La vie des noms de lieux
Si bien des noms ont une origine très ancienne, les noms de lieux restent marqués par des changements constants. C’est l’occasion de voir se succéder les langues qui au fil du temps ont laissé leur trace : latin, celte… même si cette histoire n’est pas simple à déchiffrer : dénominations pré-celtiques, romanisation, retour au gaulois, christianisation et hagiotoponymie…
La période révolutionnaire est marquée par une intense activité de création de noms souvent éphémères. La révolution industrielle et les loisirs enrichissent la toponymie : Du Touquet-Paris-Plage au baptême des aiguilles de Chamonix de grands noms de l’alpinisme ; du refus d’un qualificatif négatif : Fay le froid devenu Fay sur Lignon à la recherche d’une distinction : Vallon en Ardèche devenu Vallon-Pont-‘Arc.
Des changements sont liés aux déplacements de population : dépeuplement, croissance d’un quartier périphérique et plus récemment l’effet des fusions de communes.

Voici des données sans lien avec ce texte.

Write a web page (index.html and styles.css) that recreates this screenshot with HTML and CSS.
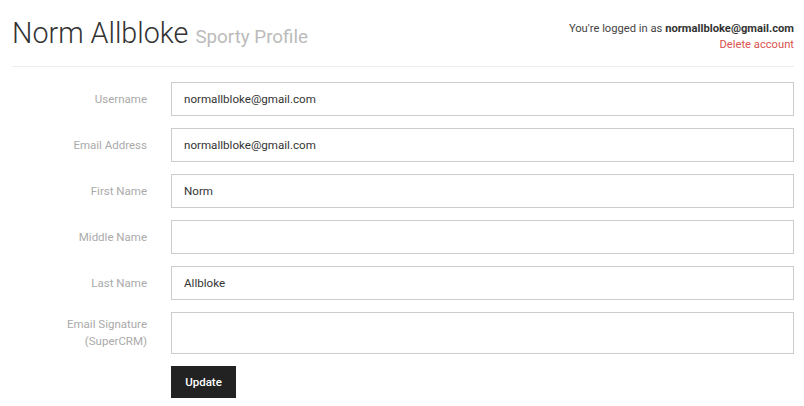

A distance : pièges et énigmes de la toponymie
Prudent, Roger Brunet rappelle que les incertitudes demeurent nombreuses en matière de toponymie, racines proches au sens divergent, altérations dues à la transmission orale ou la cristallisation des erreurs au moment de la transcription écrite au Moyen Age puis plus récemment sur les cartes de Cassini à l’IGN.
Les pertes de sens qui ont altéré aussi l’orthographe choisie et apporté une dérive de sens dont l’auteur expose de nombreux exemples.
La France en grandes régions toponymiques
Ce chapitre peut-être une première introduction pour le lecteur qui partirait ainsi de sa région, du plus proche avant d’entamer un voyage à travers la France.
Roger Brunet distingue des régions toponymiques relativement homogènes en commençant par l’Île de France et le centre sans oublier l’Outre-mer si peu souvent étudié. On remarquera que le découpage choisi n’a guère de lien avec celui des grandes régions issues de la réforme.
Une régionalisation qui permet aussi de corriger bien des hésitations sémantiques évoquées au chapitre précédent.
Un index des étymons et noms de lieux à la fin de l’ouvrage permet une découverte à partir d’un lieu personnel au gré des envies de chacun.